O desafio, disse Mueller, cuja pesquisa se concentra em veículos aéreos não tripulados, ou drones, é ser capaz de responder aos alvos detectados e proteger imediatamente a infraestrutura sensível.
Mas analistas apontaram o suposto uso de mísseis de cruzeiro no ataque, que os especialistas dizem que são de baixa altitude e mais difíceis de detectar, como um desenvolvimento preocupante. Os mísseis podem ser guiados com precisão e permitir ataques mais devastadores em alvos específicos.
O Irã fez a engenharia reversa de um míssil de cruzeiro de ataque terrestre soviético, o Kh-55, e também usou a tecnologia chinesa de mísseis antinavio para reforçar suas próprias capacidades e as de seus proxies, dizem analistas de armas. Durante a guerra de 2006 no Líbano, militantes do Hezbollah, apoiados pelo Irã, atacaram um navio israelense com o que especialistas em armas dizem que provavelmente era um míssil antinavio chinês C-802 fornecido pelo Irã.
Em sua Avaliação Mundial de Ameaças de 2018, o Escritório do Diretor de Inteligência Nacional disse que os rebeldes Houthi tentaram um ataque de míssil de cruzeiro a um reator nuclear inacabado em Abu Dhabi, capital dos Emirados Árabes Unidos.
Esses mísseis são “mais difíceis de detectar e defender do que os drones”, disse Rawan Shaif, investigador do Bellingcat, um site especializado em inteligência de open source. “Eles podem ser incrivelmente precisos se a pessoa que os guia sabe o que está fazendo”.

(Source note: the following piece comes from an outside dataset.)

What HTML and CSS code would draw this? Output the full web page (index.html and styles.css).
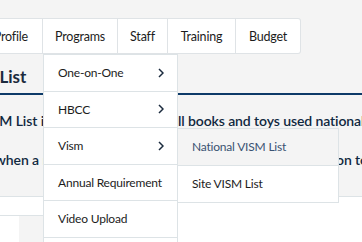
FILE: index.html
```html
<!DOCTYPE html>
<html>
<head>
<meta charset="utf-8">
<link rel="stylesheet" href="styles.css">
</head>
<body>
<div class="page">
  <div class="topbar"></div>
  <nav class="nav">
    <div class="nav-item first">Profile</div>
    <div class="nav-item w-programs">Programs</div>
    <div class="nav-item w-staff">Staff</div>
    <div class="nav-item w-training">Training</div>
    <div class="nav-item w-budget last">Budget</div>
  </nav>
  <main class="content">
    <h1 class="title">National VISM List</h1>
    <div class="rule"></div>
    <p class="text t1"><span class="lead l1">The National VISM List i</span><span class="gap g1">ncludes details of a</span>ll books and toys used nationally.</p>
    <p class="text t2"><span class="lead l2">Resources are added to this list when a</span><span class="gap g2"> new book or toy is approved and then passed </span>on to the sites.</p>
  </main>
  <section class="lower">
    <div class="tabs"></div>
    <div class="panel"></div>
  </section>

  <div class="dropdown">
    <div class="dd-item"><span>One-on-One</span><svg class="chev" viewBox="0 0 6 10"><polyline points="1,1 5,5 1,9"/></svg></div>
    <div class="dd-item"><span>HBCC</span><svg class="chev" viewBox="0 0 6 10"><polyline points="1,1 5,5 1,9"/></svg></div>
    <div class="dd-item vism"><span>Vism</span><svg class="chev" viewBox="0 0 6 10"><polyline points="1,1 5,5 1,9"/></svg>
      <div class="submenu">
        <div class="sub-item hover">National VISM List</div>
        <div class="sub-item">Site VISM List</div>
      </div>
    </div>
    <div class="dd-item"><span>Annual Requirement</span></div>
    <div class="dd-item"><span>Video Upload</span></div>
    <div class="dd-item"><span>Reports</span></div>
  </div>
</div>
</body>
</html>
```
FILE: styles.css
```css
* { box-sizing: border-box; }
html, body { margin: 0; padding: 0; }
body {
  background: #ffffff;
  font-family: "Lato", "Liberation Sans", sans-serif;
  color: #1c1c1c;
  overflow: hidden;
  width: 362px;
  height: 242px;
}
.page {
  position: relative;
  width: 362px;
  height: 242px;
  overflow: hidden;
  background: #f4f4f4;
}
.topbar { height: 18px; }
.nav {
  display: flex;
  height: 36px;
  margin-left: -19px;
  background: #ffffff;
  border: 1px solid #dfe3e6;
  border-left: none;
  border-radius: 0 3px 3px 0;
  width: max-content;
}
.nav-item {
  display: flex;
  align-items: center;
  justify-content: center;
  font-size: 12.5px;
  letter-spacing: -0.2px;
  border-right: 1px solid #dfe3e6;
  height: 100%;
  white-space: nowrap;
}
.nav-item.first { width: 62px; justify-content: flex-end; padding-right: 14px; }
.w-programs { width: 75px; }
.w-staff { width: 50px; }
.w-training { width: 68px; }
.w-budget { width: 64px; border-right: none; }

.content {
  height: 143px;
  padding-top: 11px;
  border-bottom: 1px solid #dde3e6;
  overflow: hidden;
}
.title {
  margin: 0 0 4px -115px;
  font-size: 17px;
  line-height: 24px;
  font-weight: 700;
  color: #1b2b3e;
  white-space: nowrap;
}
.rule { height: 2px; background: #0d3a68; }
.text {
  margin: 0;
  font-size: 14px;
  letter-spacing: -0.1px;
  line-height: 20px;
  font-weight: 600;
  color: #10283f;
  white-space: nowrap;
}
.t1 { margin-top: 16px; }
.t2 { margin-top: 19px; }
.lead, .gap {
  display: inline-block;
  vertical-align: top;
  overflow: hidden;
  white-space: nowrap;
}
.lead { direction: rtl; text-align: right; }
.l1 { width: 44px; }
.l2 { width: 39px; }
.g1 { width: 134px; }
.g2 { width: 297px; white-space: pre; }

.lower { background: #ffffff; height: 46px; }
.tabs { height: 19px; width: 170px; border-bottom: 1px solid #dde3e6; }
.panel { margin-left: 19px; width: 150px; height: 27px; background: #f4f4f4; }

.dropdown {
  position: absolute;
  left: 43px;
  top: 54px;
  width: 135px;
  background: #ffffff;
  border: 1px solid #dde3e6;
}
.dd-item {
  position: relative;
  height: 36.5px;
  border-bottom: 1px solid #dde3e6;
  display: flex;
  align-items: center;
  justify-content: space-between;
  padding: 0 13px 0 14px;
  font-size: 12px;
  letter-spacing: -0.2px;
  color: #1c1c1c;
  white-space: nowrap;
}
.chev {
  width: 6px;
  height: 10px;
  fill: none;
  stroke: #1b2b3e;
  stroke-width: 1.5;
}
.submenu {
  position: absolute;
  left: 133px;
  top: 0;
  width: 162px;
  background: #ffffff;
  border: 1px solid #dde3e6;
}
.sub-item {
  height: 36.5px;
  display: flex;
  align-items: center;
  padding-left: 14px;
  font-size: 12px;
  letter-spacing: -0.2px;
  color: #1c1c1c;
  white-space: nowrap;
}
.sub-item.hover {
  background: #f4f4f4;
  color: #3a5272;
  border-bottom: 1px solid #dde3e6;
}
```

“Foi um ataque de precisão”, disse ele sobre o ataque às instalações de petróleo sauditas. “Era preciso um ‘T’ se o objetivo deles era atingir” infraestrutura específica no local, disse Shaif.
Henry Rome, analista do Eurasia Group, empresa de risco político de Nova York, disse que se o Irã for responsável, sua estratégia é “criar alavancagem para eventuais negociações com Washington”.
O Irã quer “obrigar o governo Trump a pisar no freio das sanções e pressionar outros países a defendê-los”, disse Rome. Os ataques às instalações de petróleo serviriam para “forçar os limites”, disse ele. “Mas é muito cedo para dizer que os guardrails foram removidos.”